[Goal] Count every line where "styles" shows up, and give that number only.

[Data listing]
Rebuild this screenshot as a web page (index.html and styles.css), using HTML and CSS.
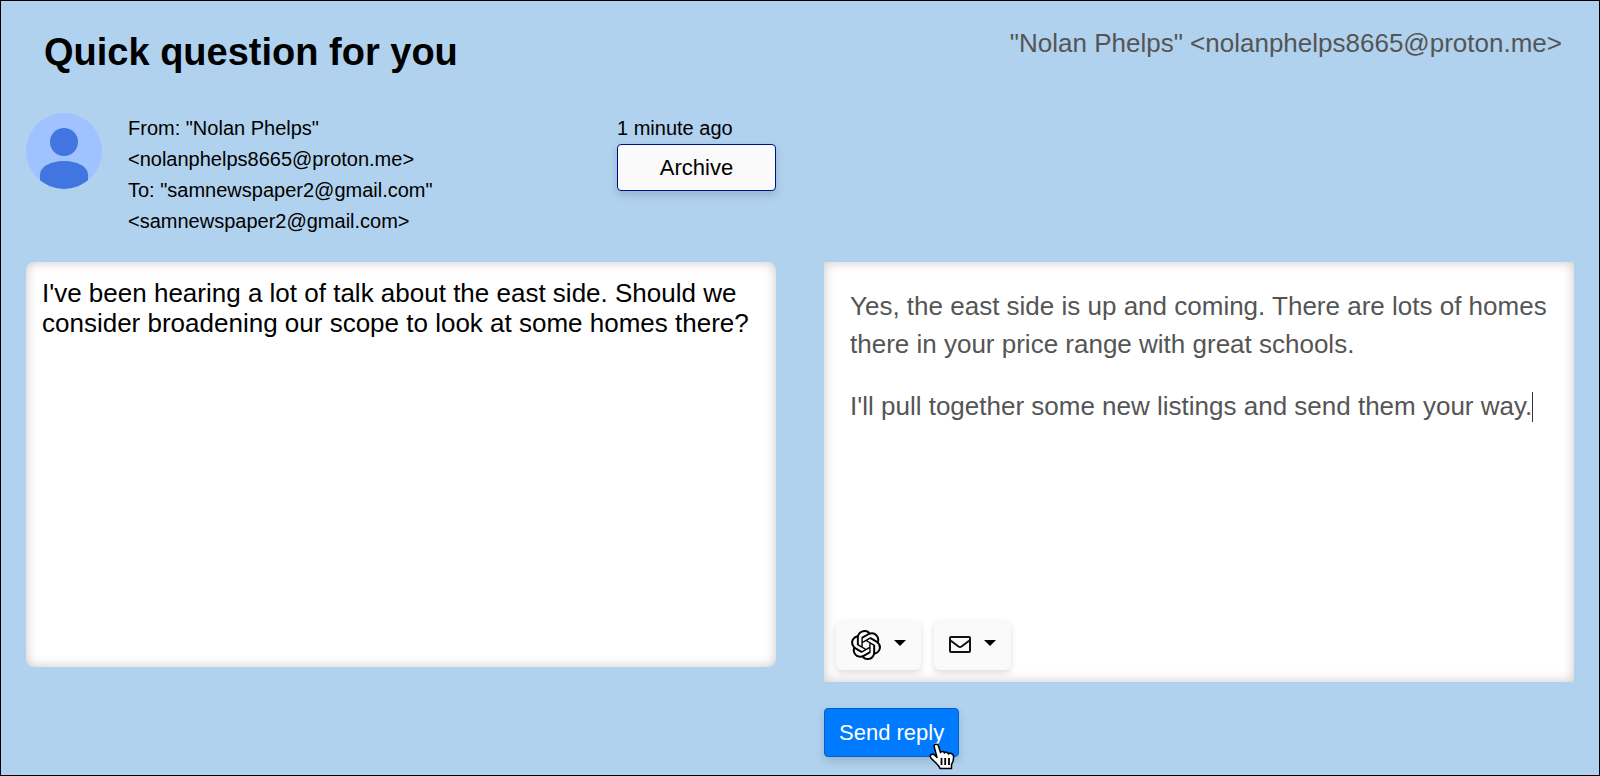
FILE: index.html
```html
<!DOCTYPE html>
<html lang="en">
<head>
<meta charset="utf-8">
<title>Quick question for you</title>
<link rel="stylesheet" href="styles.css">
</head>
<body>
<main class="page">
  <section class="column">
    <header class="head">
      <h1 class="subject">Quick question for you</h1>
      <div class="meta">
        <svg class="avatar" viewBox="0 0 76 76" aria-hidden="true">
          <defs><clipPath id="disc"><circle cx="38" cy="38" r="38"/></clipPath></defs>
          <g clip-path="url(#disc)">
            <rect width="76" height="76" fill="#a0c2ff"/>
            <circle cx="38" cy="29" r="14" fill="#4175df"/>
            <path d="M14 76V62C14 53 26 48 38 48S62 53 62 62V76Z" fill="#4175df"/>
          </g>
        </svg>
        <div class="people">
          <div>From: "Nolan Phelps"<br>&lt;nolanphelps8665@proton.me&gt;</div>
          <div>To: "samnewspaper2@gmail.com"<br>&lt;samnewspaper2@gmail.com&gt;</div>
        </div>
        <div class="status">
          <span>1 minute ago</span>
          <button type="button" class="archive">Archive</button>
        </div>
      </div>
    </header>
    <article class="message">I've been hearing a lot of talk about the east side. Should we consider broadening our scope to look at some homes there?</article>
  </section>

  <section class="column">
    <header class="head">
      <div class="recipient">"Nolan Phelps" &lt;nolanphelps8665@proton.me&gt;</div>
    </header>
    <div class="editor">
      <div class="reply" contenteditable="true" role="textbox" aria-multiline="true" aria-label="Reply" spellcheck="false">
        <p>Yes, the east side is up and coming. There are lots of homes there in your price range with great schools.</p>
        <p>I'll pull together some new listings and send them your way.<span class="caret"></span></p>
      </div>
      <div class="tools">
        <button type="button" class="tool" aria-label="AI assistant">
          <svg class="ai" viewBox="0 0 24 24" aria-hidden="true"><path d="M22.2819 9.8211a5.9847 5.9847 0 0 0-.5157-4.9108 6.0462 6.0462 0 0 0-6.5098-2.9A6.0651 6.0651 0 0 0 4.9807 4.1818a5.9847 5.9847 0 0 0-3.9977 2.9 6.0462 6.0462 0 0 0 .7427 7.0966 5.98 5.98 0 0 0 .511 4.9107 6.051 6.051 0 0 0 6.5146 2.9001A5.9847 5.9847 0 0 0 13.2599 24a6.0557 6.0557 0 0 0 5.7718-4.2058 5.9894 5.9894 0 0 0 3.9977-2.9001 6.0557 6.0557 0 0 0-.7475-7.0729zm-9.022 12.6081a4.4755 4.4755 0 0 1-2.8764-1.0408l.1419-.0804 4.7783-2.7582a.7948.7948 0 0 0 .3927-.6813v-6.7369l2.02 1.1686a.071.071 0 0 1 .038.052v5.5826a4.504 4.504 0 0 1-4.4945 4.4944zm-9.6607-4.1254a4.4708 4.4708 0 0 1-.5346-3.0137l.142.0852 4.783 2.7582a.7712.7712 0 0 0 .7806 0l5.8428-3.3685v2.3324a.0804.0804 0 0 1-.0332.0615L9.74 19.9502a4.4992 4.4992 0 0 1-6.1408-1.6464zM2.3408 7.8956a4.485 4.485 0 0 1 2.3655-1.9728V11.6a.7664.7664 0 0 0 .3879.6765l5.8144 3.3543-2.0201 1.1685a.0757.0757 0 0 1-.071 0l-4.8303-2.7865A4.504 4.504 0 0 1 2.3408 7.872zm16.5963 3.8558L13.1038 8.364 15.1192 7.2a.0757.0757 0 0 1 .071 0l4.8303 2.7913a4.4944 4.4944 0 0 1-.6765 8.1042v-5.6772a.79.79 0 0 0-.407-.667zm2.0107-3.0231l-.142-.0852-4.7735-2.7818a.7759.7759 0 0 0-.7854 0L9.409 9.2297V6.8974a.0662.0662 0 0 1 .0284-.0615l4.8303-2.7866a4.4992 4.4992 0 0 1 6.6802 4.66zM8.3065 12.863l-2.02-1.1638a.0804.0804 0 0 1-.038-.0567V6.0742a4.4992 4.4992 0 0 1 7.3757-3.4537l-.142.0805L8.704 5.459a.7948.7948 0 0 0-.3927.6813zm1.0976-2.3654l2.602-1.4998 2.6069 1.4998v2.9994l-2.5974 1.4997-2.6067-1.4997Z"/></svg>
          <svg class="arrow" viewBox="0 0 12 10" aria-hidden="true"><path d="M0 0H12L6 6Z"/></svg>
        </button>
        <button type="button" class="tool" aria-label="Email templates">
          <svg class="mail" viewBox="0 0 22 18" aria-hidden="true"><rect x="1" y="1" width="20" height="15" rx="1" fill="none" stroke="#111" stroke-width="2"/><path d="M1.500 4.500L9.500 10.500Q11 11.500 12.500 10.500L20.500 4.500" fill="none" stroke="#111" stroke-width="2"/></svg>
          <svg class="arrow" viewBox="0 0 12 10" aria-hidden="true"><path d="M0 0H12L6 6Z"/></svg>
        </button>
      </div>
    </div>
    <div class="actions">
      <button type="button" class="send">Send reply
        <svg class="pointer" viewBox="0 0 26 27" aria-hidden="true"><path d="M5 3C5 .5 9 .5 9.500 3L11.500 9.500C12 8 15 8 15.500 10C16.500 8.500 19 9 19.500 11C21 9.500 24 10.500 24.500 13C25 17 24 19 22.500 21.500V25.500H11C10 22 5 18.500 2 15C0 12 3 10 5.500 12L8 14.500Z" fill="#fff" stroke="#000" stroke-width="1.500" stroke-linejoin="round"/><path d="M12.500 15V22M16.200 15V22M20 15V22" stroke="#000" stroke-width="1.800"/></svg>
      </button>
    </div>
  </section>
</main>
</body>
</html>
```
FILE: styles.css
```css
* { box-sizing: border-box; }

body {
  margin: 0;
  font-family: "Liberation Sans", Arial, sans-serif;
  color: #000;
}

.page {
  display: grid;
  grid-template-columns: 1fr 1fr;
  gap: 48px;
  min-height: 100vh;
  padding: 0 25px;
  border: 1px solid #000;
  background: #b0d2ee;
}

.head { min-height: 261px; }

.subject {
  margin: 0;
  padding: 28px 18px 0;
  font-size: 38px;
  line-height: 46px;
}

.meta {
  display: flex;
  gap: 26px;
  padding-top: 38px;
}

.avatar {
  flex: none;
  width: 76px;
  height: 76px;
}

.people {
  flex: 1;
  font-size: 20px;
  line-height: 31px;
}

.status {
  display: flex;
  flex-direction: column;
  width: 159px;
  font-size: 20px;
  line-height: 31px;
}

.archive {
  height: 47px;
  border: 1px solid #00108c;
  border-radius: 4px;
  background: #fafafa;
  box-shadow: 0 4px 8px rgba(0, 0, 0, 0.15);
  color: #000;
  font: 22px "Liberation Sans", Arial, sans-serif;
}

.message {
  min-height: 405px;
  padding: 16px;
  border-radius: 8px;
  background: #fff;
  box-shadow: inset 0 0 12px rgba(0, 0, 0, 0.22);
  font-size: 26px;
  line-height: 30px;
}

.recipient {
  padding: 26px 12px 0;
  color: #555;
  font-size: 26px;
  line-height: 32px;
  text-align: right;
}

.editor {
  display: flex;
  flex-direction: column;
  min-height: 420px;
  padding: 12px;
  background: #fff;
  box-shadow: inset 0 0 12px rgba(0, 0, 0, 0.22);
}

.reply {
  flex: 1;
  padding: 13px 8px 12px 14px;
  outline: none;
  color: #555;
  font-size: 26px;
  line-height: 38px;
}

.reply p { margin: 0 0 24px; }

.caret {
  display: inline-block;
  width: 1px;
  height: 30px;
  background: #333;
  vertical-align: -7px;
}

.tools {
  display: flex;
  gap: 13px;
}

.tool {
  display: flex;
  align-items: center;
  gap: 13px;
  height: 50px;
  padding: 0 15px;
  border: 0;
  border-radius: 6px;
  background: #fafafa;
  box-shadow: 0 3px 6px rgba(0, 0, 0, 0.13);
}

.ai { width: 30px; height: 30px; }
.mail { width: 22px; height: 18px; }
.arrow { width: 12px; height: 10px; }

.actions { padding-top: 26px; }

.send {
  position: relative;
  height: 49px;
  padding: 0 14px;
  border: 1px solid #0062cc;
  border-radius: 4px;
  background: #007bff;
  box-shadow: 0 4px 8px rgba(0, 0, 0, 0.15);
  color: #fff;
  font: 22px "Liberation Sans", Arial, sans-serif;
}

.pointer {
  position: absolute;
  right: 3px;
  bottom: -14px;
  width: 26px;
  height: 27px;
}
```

==

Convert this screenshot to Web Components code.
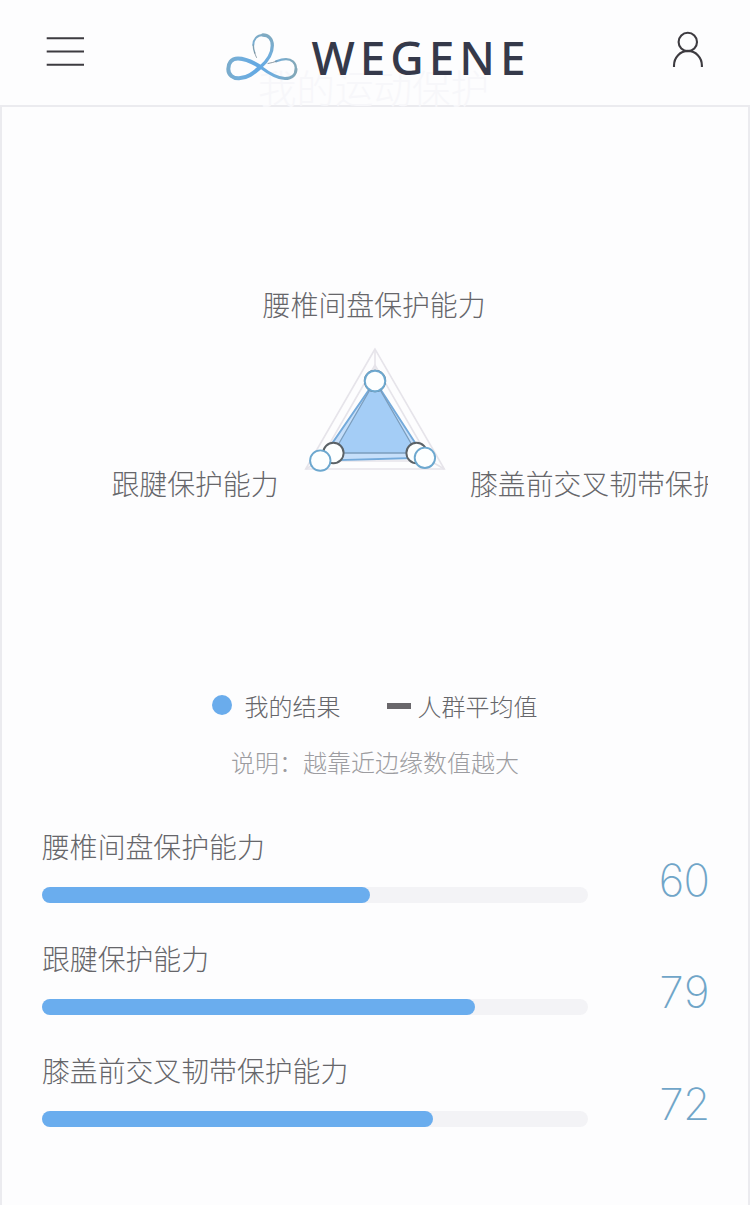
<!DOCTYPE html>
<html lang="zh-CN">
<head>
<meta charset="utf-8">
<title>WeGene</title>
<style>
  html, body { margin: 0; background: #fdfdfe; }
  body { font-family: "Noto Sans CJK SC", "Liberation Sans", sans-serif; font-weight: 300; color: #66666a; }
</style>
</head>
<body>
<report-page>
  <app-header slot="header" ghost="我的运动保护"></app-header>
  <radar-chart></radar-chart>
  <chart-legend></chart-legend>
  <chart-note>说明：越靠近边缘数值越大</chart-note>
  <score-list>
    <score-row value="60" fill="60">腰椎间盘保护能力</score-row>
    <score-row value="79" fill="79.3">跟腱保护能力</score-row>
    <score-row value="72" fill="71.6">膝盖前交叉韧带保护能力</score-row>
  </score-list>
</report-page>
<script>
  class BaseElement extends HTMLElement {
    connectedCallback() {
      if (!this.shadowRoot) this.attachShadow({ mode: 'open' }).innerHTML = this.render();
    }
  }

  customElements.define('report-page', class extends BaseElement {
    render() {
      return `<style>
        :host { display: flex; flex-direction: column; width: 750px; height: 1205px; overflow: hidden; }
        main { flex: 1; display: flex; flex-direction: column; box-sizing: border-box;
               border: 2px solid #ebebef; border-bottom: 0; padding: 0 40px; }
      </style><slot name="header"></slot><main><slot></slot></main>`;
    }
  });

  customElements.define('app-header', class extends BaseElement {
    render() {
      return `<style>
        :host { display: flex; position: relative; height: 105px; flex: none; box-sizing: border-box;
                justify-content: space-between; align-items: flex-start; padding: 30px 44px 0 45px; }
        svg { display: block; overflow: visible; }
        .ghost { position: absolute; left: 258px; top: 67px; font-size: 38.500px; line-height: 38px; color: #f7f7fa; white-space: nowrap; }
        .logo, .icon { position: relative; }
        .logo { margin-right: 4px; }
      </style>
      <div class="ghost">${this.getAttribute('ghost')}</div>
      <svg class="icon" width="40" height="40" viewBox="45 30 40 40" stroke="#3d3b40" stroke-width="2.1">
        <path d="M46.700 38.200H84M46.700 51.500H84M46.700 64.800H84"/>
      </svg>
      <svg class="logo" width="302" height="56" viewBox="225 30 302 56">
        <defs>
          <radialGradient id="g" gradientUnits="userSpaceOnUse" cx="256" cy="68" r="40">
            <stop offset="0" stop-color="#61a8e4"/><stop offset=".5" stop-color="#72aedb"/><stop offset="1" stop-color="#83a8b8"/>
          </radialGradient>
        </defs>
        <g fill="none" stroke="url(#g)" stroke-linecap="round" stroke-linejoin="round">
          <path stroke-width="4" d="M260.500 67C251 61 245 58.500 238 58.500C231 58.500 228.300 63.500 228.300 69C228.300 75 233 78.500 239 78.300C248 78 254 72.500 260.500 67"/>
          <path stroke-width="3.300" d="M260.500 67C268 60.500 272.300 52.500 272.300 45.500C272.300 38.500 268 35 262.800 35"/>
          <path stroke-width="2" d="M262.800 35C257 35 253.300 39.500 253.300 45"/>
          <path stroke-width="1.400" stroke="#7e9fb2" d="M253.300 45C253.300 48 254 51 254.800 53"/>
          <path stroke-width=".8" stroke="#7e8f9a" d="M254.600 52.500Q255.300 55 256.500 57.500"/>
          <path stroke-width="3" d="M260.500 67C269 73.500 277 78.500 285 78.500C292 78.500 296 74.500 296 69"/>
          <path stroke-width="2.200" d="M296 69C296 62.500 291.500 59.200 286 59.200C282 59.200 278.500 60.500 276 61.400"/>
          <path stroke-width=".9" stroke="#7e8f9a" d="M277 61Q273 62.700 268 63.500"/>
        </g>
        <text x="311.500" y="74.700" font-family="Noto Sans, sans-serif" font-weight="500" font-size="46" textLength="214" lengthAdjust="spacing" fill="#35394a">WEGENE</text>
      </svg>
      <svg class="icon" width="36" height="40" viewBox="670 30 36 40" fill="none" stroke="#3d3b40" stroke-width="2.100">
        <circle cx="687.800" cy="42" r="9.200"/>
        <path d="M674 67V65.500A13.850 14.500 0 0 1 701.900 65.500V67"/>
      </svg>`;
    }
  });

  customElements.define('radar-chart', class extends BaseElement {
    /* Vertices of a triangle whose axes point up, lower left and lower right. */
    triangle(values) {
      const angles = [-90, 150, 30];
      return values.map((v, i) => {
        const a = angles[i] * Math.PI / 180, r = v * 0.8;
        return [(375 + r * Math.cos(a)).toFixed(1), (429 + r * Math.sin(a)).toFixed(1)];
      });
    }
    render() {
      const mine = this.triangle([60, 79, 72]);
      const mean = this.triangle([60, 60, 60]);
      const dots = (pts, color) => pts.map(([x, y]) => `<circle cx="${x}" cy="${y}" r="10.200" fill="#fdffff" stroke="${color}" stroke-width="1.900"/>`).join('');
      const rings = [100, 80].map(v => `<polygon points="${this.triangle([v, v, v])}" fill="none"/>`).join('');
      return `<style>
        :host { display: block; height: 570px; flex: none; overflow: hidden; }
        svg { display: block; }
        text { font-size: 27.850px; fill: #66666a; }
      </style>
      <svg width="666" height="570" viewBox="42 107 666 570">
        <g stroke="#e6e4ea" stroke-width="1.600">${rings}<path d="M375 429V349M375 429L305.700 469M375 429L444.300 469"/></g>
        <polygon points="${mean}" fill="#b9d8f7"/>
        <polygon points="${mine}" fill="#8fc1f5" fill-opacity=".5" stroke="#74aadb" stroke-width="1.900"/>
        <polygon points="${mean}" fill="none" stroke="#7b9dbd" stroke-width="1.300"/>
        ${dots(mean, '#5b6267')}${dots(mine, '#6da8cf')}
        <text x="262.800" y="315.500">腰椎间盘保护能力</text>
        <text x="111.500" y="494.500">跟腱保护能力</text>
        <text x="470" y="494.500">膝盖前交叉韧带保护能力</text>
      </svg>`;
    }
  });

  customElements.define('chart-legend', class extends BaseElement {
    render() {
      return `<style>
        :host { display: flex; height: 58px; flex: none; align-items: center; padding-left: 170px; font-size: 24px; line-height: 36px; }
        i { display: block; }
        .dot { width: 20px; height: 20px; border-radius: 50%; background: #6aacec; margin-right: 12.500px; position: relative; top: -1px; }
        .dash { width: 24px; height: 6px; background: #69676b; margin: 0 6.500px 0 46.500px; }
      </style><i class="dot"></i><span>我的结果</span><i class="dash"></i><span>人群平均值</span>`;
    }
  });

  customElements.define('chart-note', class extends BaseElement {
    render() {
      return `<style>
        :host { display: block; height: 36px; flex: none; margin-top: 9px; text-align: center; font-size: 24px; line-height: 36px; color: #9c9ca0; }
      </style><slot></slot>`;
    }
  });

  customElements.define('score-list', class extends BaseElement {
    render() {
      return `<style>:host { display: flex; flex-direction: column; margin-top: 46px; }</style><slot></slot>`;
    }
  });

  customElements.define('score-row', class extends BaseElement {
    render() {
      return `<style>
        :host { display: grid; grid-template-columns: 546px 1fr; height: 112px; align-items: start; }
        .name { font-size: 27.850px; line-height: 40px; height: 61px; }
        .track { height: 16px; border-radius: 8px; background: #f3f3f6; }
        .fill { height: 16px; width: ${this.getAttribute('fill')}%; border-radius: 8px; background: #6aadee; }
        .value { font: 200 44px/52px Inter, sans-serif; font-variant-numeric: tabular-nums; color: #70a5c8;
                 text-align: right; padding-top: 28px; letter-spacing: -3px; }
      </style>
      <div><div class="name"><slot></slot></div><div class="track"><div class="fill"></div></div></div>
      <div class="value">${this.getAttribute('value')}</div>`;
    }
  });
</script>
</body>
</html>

[Exercise output] 3